*YOUR INSTRUCTIONS*. Without the pictures, return all of the material exactly as written.

*COLLECTED MATERIAL*.
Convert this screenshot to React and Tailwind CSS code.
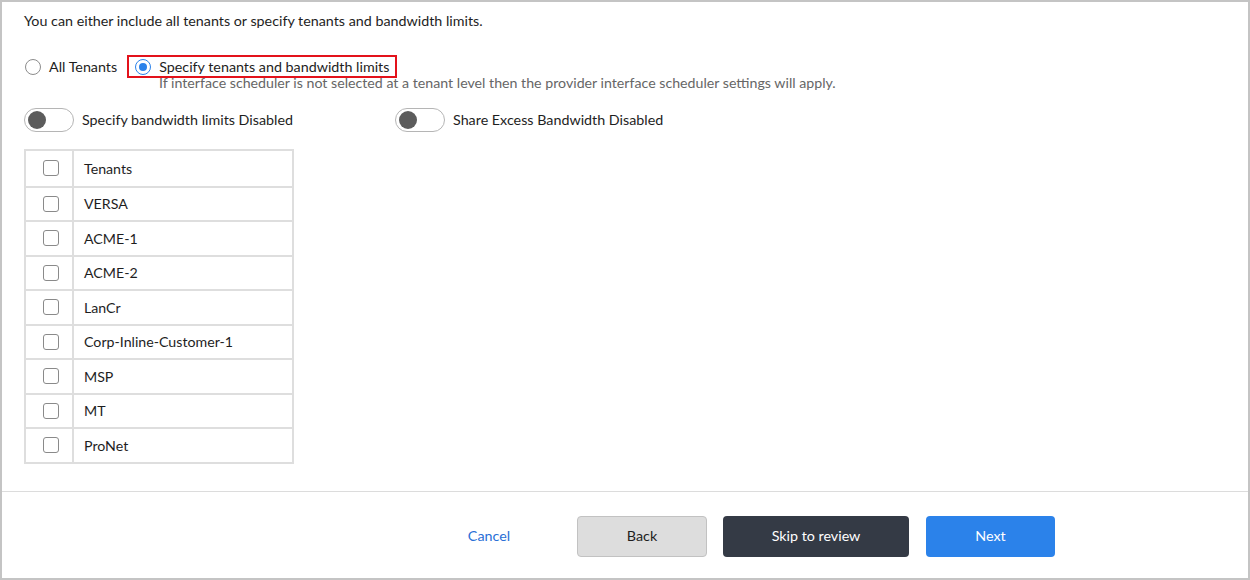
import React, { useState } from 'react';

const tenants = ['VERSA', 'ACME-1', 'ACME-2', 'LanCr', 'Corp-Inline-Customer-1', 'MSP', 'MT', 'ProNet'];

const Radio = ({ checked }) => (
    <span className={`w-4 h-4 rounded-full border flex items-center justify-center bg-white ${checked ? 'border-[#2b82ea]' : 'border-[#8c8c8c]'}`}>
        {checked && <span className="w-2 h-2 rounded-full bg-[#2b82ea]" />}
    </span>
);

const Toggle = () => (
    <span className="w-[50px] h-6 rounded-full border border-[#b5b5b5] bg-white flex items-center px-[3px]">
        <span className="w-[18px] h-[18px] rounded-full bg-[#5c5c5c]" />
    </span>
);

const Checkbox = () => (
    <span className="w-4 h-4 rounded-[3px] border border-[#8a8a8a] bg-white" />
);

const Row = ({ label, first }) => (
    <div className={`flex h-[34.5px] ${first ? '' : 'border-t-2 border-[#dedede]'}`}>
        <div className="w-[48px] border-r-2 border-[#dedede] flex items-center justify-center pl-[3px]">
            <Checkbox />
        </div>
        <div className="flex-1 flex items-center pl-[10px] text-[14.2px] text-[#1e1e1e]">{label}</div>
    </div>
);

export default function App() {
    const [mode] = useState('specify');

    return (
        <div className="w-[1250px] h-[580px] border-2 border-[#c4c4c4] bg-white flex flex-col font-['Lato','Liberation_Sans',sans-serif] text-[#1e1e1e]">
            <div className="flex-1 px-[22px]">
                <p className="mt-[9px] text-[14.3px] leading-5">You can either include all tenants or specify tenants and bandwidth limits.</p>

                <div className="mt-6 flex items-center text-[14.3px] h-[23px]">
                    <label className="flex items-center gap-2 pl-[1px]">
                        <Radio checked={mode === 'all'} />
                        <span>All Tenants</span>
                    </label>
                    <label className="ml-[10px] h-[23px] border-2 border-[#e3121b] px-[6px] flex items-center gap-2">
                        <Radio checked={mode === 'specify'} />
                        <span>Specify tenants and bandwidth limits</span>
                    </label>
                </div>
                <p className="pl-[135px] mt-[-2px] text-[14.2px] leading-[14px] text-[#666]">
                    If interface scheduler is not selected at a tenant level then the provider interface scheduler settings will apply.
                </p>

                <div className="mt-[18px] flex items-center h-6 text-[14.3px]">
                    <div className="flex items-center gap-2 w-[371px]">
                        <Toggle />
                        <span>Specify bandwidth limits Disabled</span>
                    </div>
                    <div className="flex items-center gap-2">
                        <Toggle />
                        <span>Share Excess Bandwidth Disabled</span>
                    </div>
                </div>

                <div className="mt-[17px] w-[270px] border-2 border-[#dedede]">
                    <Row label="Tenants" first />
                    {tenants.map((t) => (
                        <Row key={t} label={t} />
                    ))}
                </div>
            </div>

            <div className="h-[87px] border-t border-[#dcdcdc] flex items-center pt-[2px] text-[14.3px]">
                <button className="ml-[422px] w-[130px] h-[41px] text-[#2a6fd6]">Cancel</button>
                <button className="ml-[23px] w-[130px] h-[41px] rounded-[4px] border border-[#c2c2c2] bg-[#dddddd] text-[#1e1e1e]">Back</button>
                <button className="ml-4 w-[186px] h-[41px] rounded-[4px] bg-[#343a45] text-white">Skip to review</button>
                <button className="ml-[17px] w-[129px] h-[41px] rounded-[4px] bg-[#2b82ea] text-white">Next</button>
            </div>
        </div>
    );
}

*RESPONSE TO THIS TASK*.
Convert this screenshot to React and Tailwind CSS code.
import React, { useState } from 'react';

const tenants = ['VERSA', 'ACME-1', 'ACME-2', 'LanCr', 'Corp-Inline-Customer-1', 'MSP', 'MT', 'ProNet'];

const Radio = ({ checked }) => (
    <span className={`w-4 h-4 rounded-full border flex items-center justify-center bg-white ${checked ? 'border-[#2b82ea]' : 'border-[#8c8c8c]'}`}>
        {checked && <span className="w-2 h-2 rounded-full bg-[#2b82ea]" />}
    </span>
);

const Toggle = () => (
    <span className="w-[50px] h-6 rounded-full border border-[#b5b5b5] bg-white flex items-center px-[3px]">
        <span className="w-[18px] h-[18px] rounded-full bg-[#5c5c5c]" />
    </span>
);

const Checkbox = () => (
    <span className="w-4 h-4 rounded-[3px] border border-[#8a8a8a] bg-white" />
);

const Row = ({ label, first }) => (
    <div className={`flex h-[34.5px] ${first ? '' : 'border-t-2 border-[#dedede]'}`}>
        <div className="w-[48px] border-r-2 border-[#dedede] flex items-center justify-center pl-[3px]">
            <Checkbox />
        </div>
        <div className="flex-1 flex items-center pl-[10px] text-[14.2px] text-[#1e1e1e]">{label}</div>
    </div>
);

export default function App() {
    const [mode] = useState('specify');

    return (
        <div className="w-[1250px] h-[580px] border-2 border-[#c4c4c4] bg-white flex flex-col font-['Lato','Liberation_Sans',sans-serif] text-[#1e1e1e]">
            <div className="flex-1 px-[22px]">
                <p className="mt-[9px] text-[14.3px] leading-5">You can either include all tenants or specify tenants and bandwidth limits.</p>

                <div className="mt-6 flex items-center text-[14.3px] h-[23px]">
                    <label className="flex items-center gap-2 pl-[1px]">
                        <Radio checked={mode === 'all'} />
                        <span>All Tenants</span>
                    </label>
                    <label className="ml-[10px] h-[23px] border-2 border-[#e3121b] px-[6px] flex items-center gap-2">
                        <Radio checked={mode === 'specify'} />
                        <span>Specify tenants and bandwidth limits</span>
                    </label>
                </div>
                <p className="pl-[135px] mt-[-2px] text-[14.2px] leading-[14px] text-[#666]">
                    If interface scheduler is not selected at a tenant level then the provider interface scheduler settings will apply.
                </p>

                <div className="mt-[18px] flex items-center h-6 text-[14.3px]">
                    <div className="flex items-center gap-2 w-[371px]">
                        <Toggle />
                        <span>Specify bandwidth limits Disabled</span>
                    </div>
                    <div className="flex items-center gap-2">
                        <Toggle />
                        <span>Share Excess Bandwidth Disabled</span>
                    </div>
                </div>

                <div className="mt-[17px] w-[270px] border-2 border-[#dedede]">
                    <Row label="Tenants" first />
                    {tenants.map((t) => (
                        <Row key={t} label={t} />
                    ))}
                </div>
            </div>

            <div className="h-[87px] border-t border-[#dcdcdc] flex items-center pt-[2px] text-[14.3px]">
                <button className="ml-[422px] w-[130px] h-[41px] text-[#2a6fd6]">Cancel</button>
                <button className="ml-[23px] w-[130px] h-[41px] rounded-[4px] border border-[#c2c2c2] bg-[#dddddd] text-[#1e1e1e]">Back</button>
                <button className="ml-4 w-[186px] h-[41px] rounded-[4px] bg-[#343a45] text-white">Skip to review</button>
                <button className="ml-[17px] w-[129px] h-[41px] rounded-[4px] bg-[#2b82ea] text-white">Next</button>
            </div>
        </div>
    );
}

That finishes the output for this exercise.